# SUPPLIED MATERIAL:
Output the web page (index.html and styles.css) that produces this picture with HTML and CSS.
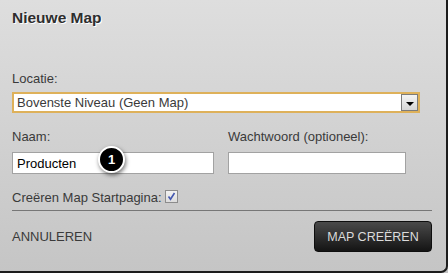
FILE: index.html
```html
<!DOCTYPE html>
<html lang="nl">
<head>
    <meta charset="UTF-8">
    <title>Nieuwe Map</title>
    <link rel="stylesheet" href="styles.css">
</head>
<body>
    <div class="dialog">
        <h2 class="dialog-title">Nieuwe Map</h2>

        <!-- Locatie -->
        <label class="field-label label-first">Locatie:</label>
        <div class="select">
            <span class="select-text">Bovenste Niveau (Geen Map)</span>
            <span class="select-arrow"></span>
        </div>

        <!-- Naam + wachtwoord -->
        <div class="row-fields">
            <div class="field">
                <label class="field-label">Naam:</label>
                <div class="input-wrap">
                    <input type="text" class="text-input" value="Producten">
                    <span class="badge">1</span>
                </div>
            </div>
            <div class="field">
                <label class="field-label">Wachtwoord (optioneel):</label>
                <input type="password" class="text-input input-short">
            </div>
        </div>

        <div class="check-row">
            <span>Creëren Map Startpagina:</span>
            <span class="checkbox">
                <svg width="11" height="11" viewBox="0 0 11 11"><path d="M2.5 5.5 L4.5 8.3 L8.5 2" fill="none" stroke="#4458b0" stroke-width="1.6"/></svg>
            </span>
        </div>

        <div class="footer">
            <a class="cancel">ANNULEREN</a>
            <button class="btn-create">MAP CREËREN</button>
        </div>
    </div>
</body>
</html>
```

FILE: styles.css
```css
body {
    margin: 0;
    width: 448px;
    height: 273px;
    overflow: hidden;
    font-family: "Liberation Sans", Arial, sans-serif;
    background: #c4c4c4;
}

.dialog {
    box-sizing: border-box;
    width: 448px;
    height: 273px;
    padding: 9px 14px 0 12px;
    background: linear-gradient(to bottom, #dedede, #c5c5c5);
    border-right: 2px solid #1c1c1c;
    border-bottom: 2px solid #1c1c1c;
    border-bottom-right-radius: 7px;
    color: #3a3a3a;
}

.dialog-title {
    margin: 0;
    font-size: 15.5px;
    line-height: 18px;
    font-weight: bold;
    color: #2e2e2e;
    text-shadow: 1px 1px 0 #fff;
}

.field-label {
    display: block;
    font-size: 13px;
    line-height: 15px;
    margin-bottom: 8px;
}

.label-first {
    margin-top: 44px;
    margin-bottom: 6px;
}

.select {
    box-sizing: border-box;
    width: 408px;
    height: 21px;
    border: 2px solid #deb15a;
    background: #fff;
    display: flex;
    align-items: center;
    justify-content: space-between;
    padding: 0 0 0 3px;
    font-size: 13px;
}

.select-arrow {
    box-sizing: border-box;
    width: 17px;
    height: 17px;
    border: 1px solid #7c7c7c;
    background: linear-gradient(to bottom, #f4f4f4, #d6d6d6);
    display: flex;
    align-items: center;
    justify-content: center;
}

.select-arrow::after {
    content: "";
    border-left: 4px solid transparent;
    border-right: 4px solid transparent;
    border-top: 4px solid #000;
    margin-top: 2px;
}

.row-fields {
    display: grid;
    grid-template-columns: 202px 178px;
    column-gap: 14px;
    margin-top: 16px;
}

.input-wrap {
    position: relative;
}

.text-input {
    box-sizing: border-box;
    width: 100%;
    height: 22px;
    border: 1px solid #a2a2a2;
    background: #fff;
    padding: 0 4px;
    margin: 0;
    font-family: "Liberation Sans", Arial, sans-serif;
    font-size: 13px;
    color: #000;
    outline: none;
}

.badge {
    position: absolute;
    left: 86px;
    top: -6px;
    width: 23px;
    height: 23px;
    border: 2px solid #fff;
    border-radius: 50%;
    background: #000;
    color: #fff;
    font-size: 13px;
    font-weight: bold;
    line-height: 23px;
    text-align: center;
    box-shadow: 1px 2px 4px rgba(0, 0, 0, 0.55);
}

.check-row {
    display: flex;
    align-items: center;
    gap: 3px;
    margin-top: 16px;
    height: 15px;
    font-size: 13px;
    border-bottom: 1px solid #777;
    padding-bottom: 5px;
}

.checkbox {
    box-sizing: border-box;
    width: 13px;
    height: 13px;
    margin-top: -3px;
    border: 1px solid #8c8c8c;
    background: linear-gradient(to bottom, #f2f2f2, #dcdcdc);
    display: flex;
    align-items: center;
    justify-content: center;
}

.footer {
    display: flex;
    justify-content: space-between;
    align-items: center;
    margin-top: 10px;
}

.cancel {
    font-size: 13px;
    color: #3a3a3a;
}

.btn-create {
    width: 118px;
    height: 31px;
    border: 1px solid #0e0e0e;
    border-radius: 4px;
    background: linear-gradient(to bottom, #4a4a4a, #141414);
    color: #dcdcdc;
    font-family: "Liberation Sans", Arial, sans-serif;
    font-size: 12.5px;
    padding: 0;
    cursor: pointer;
}
```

# WHAT YOU WILL DO:
Keep the pictures out of the copy and return the rest of the data above exactly.

# REPLY TO THE TASK:
Output the web page (index.html and styles.css) that produces this picture with HTML and CSS.
FILE: index.html
```html
<!DOCTYPE html>
<html lang="nl">
<head>
    <meta charset="UTF-8">
    <title>Nieuwe Map</title>
    <link rel="stylesheet" href="styles.css">
</head>
<body>
    <div class="dialog">
        <h2 class="dialog-title">Nieuwe Map</h2>

        <!-- Locatie -->
        <label class="field-label label-first">Locatie:</label>
        <div class="select">
            <span class="select-text">Bovenste Niveau (Geen Map)</span>
            <span class="select-arrow"></span>
        </div>

        <!-- Naam + wachtwoord -->
        <div class="row-fields">
            <div class="field">
                <label class="field-label">Naam:</label>
                <div class="input-wrap">
                    <input type="text" class="text-input" value="Producten">
                    <span class="badge">1</span>
                </div>
            </div>
            <div class="field">
                <label class="field-label">Wachtwoord (optioneel):</label>
                <input type="password" class="text-input input-short">
            </div>
        </div>

        <div class="check-row">
            <span>Creëren Map Startpagina:</span>
            <span class="checkbox">
                <svg width="11" height="11" viewBox="0 0 11 11"><path d="M2.5 5.5 L4.5 8.3 L8.5 2" fill="none" stroke="#4458b0" stroke-width="1.6"/></svg>
            </span>
        </div>

        <div class="footer">
            <a class="cancel">ANNULEREN</a>
            <button class="btn-create">MAP CREËREN</button>
        </div>
    </div>
</body>
</html>
```

FILE: styles.css
```css
body {
    margin: 0;
    width: 448px;
    height: 273px;
    overflow: hidden;
    font-family: "Liberation Sans", Arial, sans-serif;
    background: #c4c4c4;
}

.dialog {
    box-sizing: border-box;
    width: 448px;
    height: 273px;
    padding: 9px 14px 0 12px;
    background: linear-gradient(to bottom, #dedede, #c5c5c5);
    border-right: 2px solid #1c1c1c;
    border-bottom: 2px solid #1c1c1c;
    border-bottom-right-radius: 7px;
    color: #3a3a3a;
}

.dialog-title {
    margin: 0;
    font-size: 15.5px;
    line-height: 18px;
    font-weight: bold;
    color: #2e2e2e;
    text-shadow: 1px 1px 0 #fff;
}

.field-label {
    display: block;
    font-size: 13px;
    line-height: 15px;
    margin-bottom: 8px;
}

.label-first {
    margin-top: 44px;
    margin-bottom: 6px;
}

.select {
    box-sizing: border-box;
    width: 408px;
    height: 21px;
    border: 2px solid #deb15a;
    background: #fff;
    display: flex;
    align-items: center;
    justify-content: space-between;
    padding: 0 0 0 3px;
    font-size: 13px;
}

.select-arrow {
    box-sizing: border-box;
    width: 17px;
    height: 17px;
    border: 1px solid #7c7c7c;
    background: linear-gradient(to bottom, #f4f4f4, #d6d6d6);
    display: flex;
    align-items: center;
    justify-content: center;
}

.select-arrow::after {
    content: "";
    border-left: 4px solid transparent;
    border-right: 4px solid transparent;
    border-top: 4px solid #000;
    margin-top: 2px;
}

.row-fields {
    display: grid;
    grid-template-columns: 202px 178px;
    column-gap: 14px;
    margin-top: 16px;
}

.input-wrap {
    position: relative;
}

.text-input {
    box-sizing: border-box;
    width: 100%;
    height: 22px;
    border: 1px solid #a2a2a2;
    background: #fff;
    padding: 0 4px;
    margin: 0;
    font-family: "Liberation Sans", Arial, sans-serif;
    font-size: 13px;
    color: #000;
    outline: none;
}

.badge {
    position: absolute;
    left: 86px;
    top: -6px;
    width: 23px;
    height: 23px;
    border: 2px solid #fff;
    border-radius: 50%;
    background: #000;
    color: #fff;
    font-size: 13px;
    font-weight: bold;
    line-height: 23px;
    text-align: center;
    box-shadow: 1px 2px 4px rgba(0, 0, 0, 0.55);
}

.check-row {
    display: flex;
    align-items: center;
    gap: 3px;
    margin-top: 16px;
    height: 15px;
    font-size: 13px;
    border-bottom: 1px solid #777;
    padding-bottom: 5px;
}

.checkbox {
    box-sizing: border-box;
    width: 13px;
    height: 13px;
    margin-top: -3px;
    border: 1px solid #8c8c8c;
    background: linear-gradient(to bottom, #f2f2f2, #dcdcdc);
    display: flex;
    align-items: center;
    justify-content: center;
}

.footer {
    display: flex;
    justify-content: space-between;
    align-items: center;
    margin-top: 10px;
}

.cancel {
    font-size: 13px;
    color: #3a3a3a;
}

.btn-create {
    width: 118px;
    height: 31px;
    border: 1px solid #0e0e0e;
    border-radius: 4px;
    background: linear-gradient(to bottom, #4a4a4a, #141414);
    color: #dcdcdc;
    font-family: "Liberation Sans", Arial, sans-serif;
    font-size: 12.5px;
    padding: 0;
    cursor: pointer;
}
```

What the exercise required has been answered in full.